Isso é feito por meio de um programa de computador, o Speechgraphs, que permite a criação de gráficos enquanto o paciente é ouvido pelo médico. Esse sistema utiliza os mesmos aspectos avaliados pelo profissional de maneira subjetiva, mas cria um desenho objetivo deste relato.

Representação do sistema de grafos usado na pesquisa

Apesar de, à primeira vista, esse desenho parecer complexo, ele é formado de uma maneira bastante explicável: cada nó, ou bolinha, representa uma palavra. A sequência entre essas palavras se dá por setas que orientam o caminho percorrido pela fala dos pacientes coletada por meio da contação de história. Quando alguém sem dificuldade na formação do pensamento conta uma história, esses nós e setas passam por caminhos mais longos, com setas retomando para nós (palavras) já falados e fazendo conexões entre assuntos, que vão formando círculos que se conectam.

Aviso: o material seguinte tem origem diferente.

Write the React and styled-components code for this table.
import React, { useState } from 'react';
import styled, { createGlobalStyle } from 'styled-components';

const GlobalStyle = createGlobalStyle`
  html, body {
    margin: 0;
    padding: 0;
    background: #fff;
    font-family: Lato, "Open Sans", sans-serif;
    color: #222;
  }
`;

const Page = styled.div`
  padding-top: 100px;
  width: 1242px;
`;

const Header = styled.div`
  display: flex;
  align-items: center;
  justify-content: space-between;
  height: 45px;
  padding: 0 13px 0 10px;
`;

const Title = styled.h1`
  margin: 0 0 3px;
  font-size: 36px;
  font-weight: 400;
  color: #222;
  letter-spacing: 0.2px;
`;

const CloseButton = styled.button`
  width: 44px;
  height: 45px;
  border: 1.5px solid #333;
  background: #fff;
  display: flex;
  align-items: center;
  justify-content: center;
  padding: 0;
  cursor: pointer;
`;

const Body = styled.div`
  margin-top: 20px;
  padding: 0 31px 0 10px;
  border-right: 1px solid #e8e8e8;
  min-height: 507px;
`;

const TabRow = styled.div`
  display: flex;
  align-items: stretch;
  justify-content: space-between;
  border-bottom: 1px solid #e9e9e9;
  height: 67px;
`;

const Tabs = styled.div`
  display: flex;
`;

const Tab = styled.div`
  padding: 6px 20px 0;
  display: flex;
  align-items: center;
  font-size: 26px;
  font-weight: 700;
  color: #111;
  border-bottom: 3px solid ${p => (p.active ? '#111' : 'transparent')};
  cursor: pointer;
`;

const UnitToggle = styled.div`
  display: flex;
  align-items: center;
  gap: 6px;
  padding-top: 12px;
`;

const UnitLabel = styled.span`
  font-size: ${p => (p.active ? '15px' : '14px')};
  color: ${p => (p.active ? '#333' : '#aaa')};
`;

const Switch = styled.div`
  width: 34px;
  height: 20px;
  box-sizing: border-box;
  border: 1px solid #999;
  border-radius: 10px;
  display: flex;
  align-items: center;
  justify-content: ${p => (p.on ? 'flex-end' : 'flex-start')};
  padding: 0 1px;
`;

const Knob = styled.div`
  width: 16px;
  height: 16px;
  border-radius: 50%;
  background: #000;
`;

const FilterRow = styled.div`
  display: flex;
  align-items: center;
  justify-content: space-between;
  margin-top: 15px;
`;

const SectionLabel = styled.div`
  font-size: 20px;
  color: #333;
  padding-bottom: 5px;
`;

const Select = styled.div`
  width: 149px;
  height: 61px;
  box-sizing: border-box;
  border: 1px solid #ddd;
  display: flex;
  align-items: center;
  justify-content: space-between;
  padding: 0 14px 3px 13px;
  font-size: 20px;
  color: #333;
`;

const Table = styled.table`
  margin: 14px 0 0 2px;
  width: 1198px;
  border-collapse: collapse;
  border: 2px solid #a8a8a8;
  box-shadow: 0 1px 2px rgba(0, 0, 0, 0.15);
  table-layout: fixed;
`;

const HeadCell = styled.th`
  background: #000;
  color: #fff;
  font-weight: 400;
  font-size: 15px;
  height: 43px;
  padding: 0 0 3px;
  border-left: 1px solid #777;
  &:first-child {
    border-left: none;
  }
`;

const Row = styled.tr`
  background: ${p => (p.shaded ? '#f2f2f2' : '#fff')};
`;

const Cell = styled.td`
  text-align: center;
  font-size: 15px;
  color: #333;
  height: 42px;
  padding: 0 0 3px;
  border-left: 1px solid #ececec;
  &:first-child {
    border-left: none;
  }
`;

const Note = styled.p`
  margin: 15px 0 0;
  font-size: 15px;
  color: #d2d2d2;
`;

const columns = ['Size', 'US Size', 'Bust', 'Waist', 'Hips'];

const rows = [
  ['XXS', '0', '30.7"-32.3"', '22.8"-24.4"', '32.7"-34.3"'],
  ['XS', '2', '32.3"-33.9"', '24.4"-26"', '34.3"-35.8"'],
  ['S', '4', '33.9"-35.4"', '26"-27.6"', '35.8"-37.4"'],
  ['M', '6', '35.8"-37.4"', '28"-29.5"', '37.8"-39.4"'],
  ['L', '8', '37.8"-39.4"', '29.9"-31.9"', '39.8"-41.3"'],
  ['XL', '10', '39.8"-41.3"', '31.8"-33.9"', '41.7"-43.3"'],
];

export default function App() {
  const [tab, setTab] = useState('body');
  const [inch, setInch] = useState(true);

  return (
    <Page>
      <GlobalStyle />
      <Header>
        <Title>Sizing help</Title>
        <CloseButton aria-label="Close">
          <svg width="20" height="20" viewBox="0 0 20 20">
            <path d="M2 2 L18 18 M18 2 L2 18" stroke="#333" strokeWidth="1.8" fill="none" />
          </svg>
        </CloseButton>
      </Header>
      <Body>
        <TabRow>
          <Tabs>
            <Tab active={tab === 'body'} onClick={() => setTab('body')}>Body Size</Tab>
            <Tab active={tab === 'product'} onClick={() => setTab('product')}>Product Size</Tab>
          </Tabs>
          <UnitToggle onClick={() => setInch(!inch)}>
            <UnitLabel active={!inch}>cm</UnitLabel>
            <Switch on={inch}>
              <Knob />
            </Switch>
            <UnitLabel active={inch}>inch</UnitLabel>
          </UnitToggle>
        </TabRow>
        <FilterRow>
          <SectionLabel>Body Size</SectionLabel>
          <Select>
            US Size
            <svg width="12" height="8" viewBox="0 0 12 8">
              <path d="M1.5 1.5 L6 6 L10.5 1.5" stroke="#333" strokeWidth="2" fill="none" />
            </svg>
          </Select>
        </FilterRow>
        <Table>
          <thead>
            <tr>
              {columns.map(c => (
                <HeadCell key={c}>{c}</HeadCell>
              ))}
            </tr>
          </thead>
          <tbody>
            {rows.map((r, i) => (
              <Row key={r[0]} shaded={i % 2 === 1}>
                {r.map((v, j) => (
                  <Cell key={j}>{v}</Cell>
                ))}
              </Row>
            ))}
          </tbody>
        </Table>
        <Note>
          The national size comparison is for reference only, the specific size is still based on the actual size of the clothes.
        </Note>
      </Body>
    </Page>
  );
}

Já no relato de pacientes que apresentam risco para desenvolvimento de uma psicose e daqueles que apresentaram um primeiro quadro, os círculos interligados de retomada de assuntos e conexão entre o que é falado são inferiores. Isso mostra uma menor conectividade da fala, consequentemente uma maior fragmentação do discurso, causada pela dificuldade em reter detalhes completos da história na memória.

Passos futuros

Outras pesquisas e testes a partir do sistema de grafos da sala estão em andamento para serem realizados com a colaboração de pesquisadores de outros países. Natalia, que também participa da Sociedade Internacional para Pesquisas em Esquizofrenia, procura estabelecer um consórcio entre países para coleta de dados de pacientes por meio do desenvolvimento de um aplicativo.

O objetivo é que esse aplicativo possa ser utilizado por diferentes grupos de pesquisas para ampliar a rede de colaboração. Com essas parcerias, será possível ter acesso a dados, enquadrados dentro de um mesmo sistema de grafos, que apresentem um panorama dos pacientes de diferentes regiões do mundo.

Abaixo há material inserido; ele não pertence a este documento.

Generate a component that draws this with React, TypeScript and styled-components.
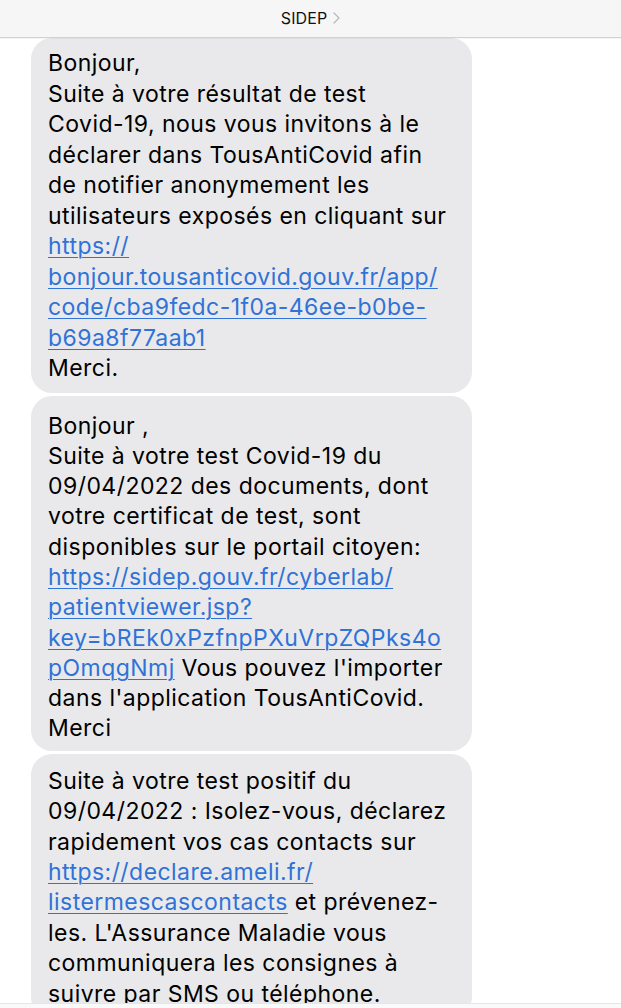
import React from "react";
import styled, { createGlobalStyle } from "styled-components";

const GlobalStyle = createGlobalStyle`
  html, body { margin: 0; padding: 0; background: #ffffff; }
  body { font-family: Inter, "Noto Sans", "Liberation Sans", sans-serif; }
  * { box-sizing: border-box; }
`;

const Screen = styled.div`
  width: 621px;
  height: 1008px;
  display: flex;
  flex-direction: column;
  overflow: hidden;
  background: #ffffff;
`;

const Header = styled.header`
  height: 38px;
  flex: none;
  display: flex;
  align-items: center;
  justify-content: center;
  gap: 6px;
  padding-bottom: 2px;
  background: #f6f6f6;
  border-bottom: 1px solid #d2d2d2;
  box-shadow: 0 1px 1px rgba(0, 0, 0, 0.04);
  position: relative;
  z-index: 1;
`;

const Title = styled.span`
  font-size: 16px;
  color: #111111;
  letter-spacing: 0.1px;
`;

const Chevron = styled.svg`
  width: 7px;
  height: 12px;
  margin-top: 1px;
`;

const Thread = styled.main`
  flex: 1;
  min-height: 0;
  overflow: hidden;
  display: flex;
  flex-direction: column;
  gap: 3px;
  padding-left: 31px;
`;

const Bubble = styled.div<{ $padTop: number; $padBottom: number; $lineHeight: number }>`
  width: 441px;
  flex: none;
  background: #e9e9eb;
  border-radius: 21px;
  padding: ${(p) => p.$padTop}px 15px ${(p) => p.$padBottom}px 17px;
  color: #000000;
  font-size: 23px;
  letter-spacing: 0.45px;
  line-height: ${(p) => p.$lineHeight}px;
`;

const Line = styled.div`
  white-space: nowrap;
`;

const Link = styled.a`
  color: #2f72d8;
  text-decoration: underline;
  text-decoration-thickness: 1px;
  text-underline-offset: 3px;
`;

const Footer = styled.div`
  height: 5px;
  flex: none;
  background: #fafafa;
  border-top: 1px solid #e6e6e6;
`;

export default function App() {
  return (
    <Screen>
      <GlobalStyle />
      <Header>
        <Title>SIDEP</Title>
        <Chevron viewBox="0 0 7 12">
          <path d="M1 1l5 5-5 5" fill="none" stroke="#b8b8bc" strokeWidth="1.3" strokeLinecap="round" strokeLinejoin="round" />
        </Chevron>
      </Header>
      <Thread>
        <Bubble $padTop={10} $padBottom={9} $lineHeight={30.5}>
          <Line>Bonjour,</Line>
          <Line>Suite à votre résultat de test</Line>
          <Line>Covid-19, nous vous invitons à le</Line>
          <Line>déclarer dans TousAntiCovid afin</Line>
          <Line>de notifier anonymement les</Line>
          <Line>utilisateurs exposés en cliquant sur</Line>
          <Line><Link href="#">https://</Link></Line>
          <Line><Link href="#">bonjour.tousanticovid.gouv.fr/app/</Link></Line>
          <Line><Link href="#">code/cba9fedc-1f0a-46ee-b0be-</Link></Line>
          <Line><Link href="#">b69a8f77aab1</Link></Line>
          <Line>Merci.</Line>
        </Bubble>
        <Bubble $padTop={15} $padBottom={7} $lineHeight={30.3}>
          <Line>Bonjour ,</Line>
          <Line>Suite à votre test Covid-19 du</Line>
          <Line>09/04/2022 des documents, dont</Line>
          <Line>votre certificat de test, sont</Line>
          <Line>disponibles sur le portail citoyen:</Line>
          <Line><Link href="#">https://sidep.gouv.fr/cyberlab/</Link></Line>
          <Line><Link href="#">patientviewer.jsp?</Link></Line>
          <Line><Link href="#">key=bREk0xPzfnpPXuVrpZQPks4o</Link></Line>
          <Line><Link href="#">pOmqgNmj</Link> Vous pouvez l'importer</Line>
          <Line>dans l'application TousAntiCovid.</Line>
          <Line>Merci</Line>
        </Bubble>
        <Bubble $padTop={12} $padBottom={9} $lineHeight={30.4}>
          <Line>Suite à votre test positif du</Line>
          <Line>09/04/2022 : Isolez-vous, déclarez</Line>
          <Line>rapidement vos cas contacts sur</Line>
          <Line><Link href="#">https://declare.ameli.fr/</Link></Line>
          <Line><Link href="#">listermescascontacts</Link> et prévenez-</Line>
          <Line>les. L'Assurance Maladie vous</Line>
          <Line>communiquera les consignes à</Line>
          <Line>suivre par SMS ou téléphone.</Line>
        </Bubble>
      </Thread>
      <Footer />
    </Screen>
  );
}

Em busca de uma inserção social de qualidade

Natalia Mota é uma das 14 pessoas que trabalharam neste estudo

Natalia Mota explica que medicamentos são efetivos para diminuir os sintomas como alucinações ou delírios e preservar a cognição, daí a importância da identificação precoce e da nova descoberta de diagnóstico em estágio ainda mais cedo. Porém, aspectos ligados ao social e ao comportamento em sociedade também são essenciais. 

“A gente treina cognição social se relacionando, com amigos, família. É importante que esses sujeitos não sejam isolados, mas acolhidos dentro de sua forma de ver e estar no mundo. Ampliar os espaços de convivência em que sejam trabalhados os aspectos negativos da estigmatização e que as características sejam compreendidas e aceitas pela sociedade como maneira de variabilidade do comportamento e não patologizadas ou vistas como diferentes são extremamente importantes para reabilitação social dessa situação”, conclui  a pesquisadora.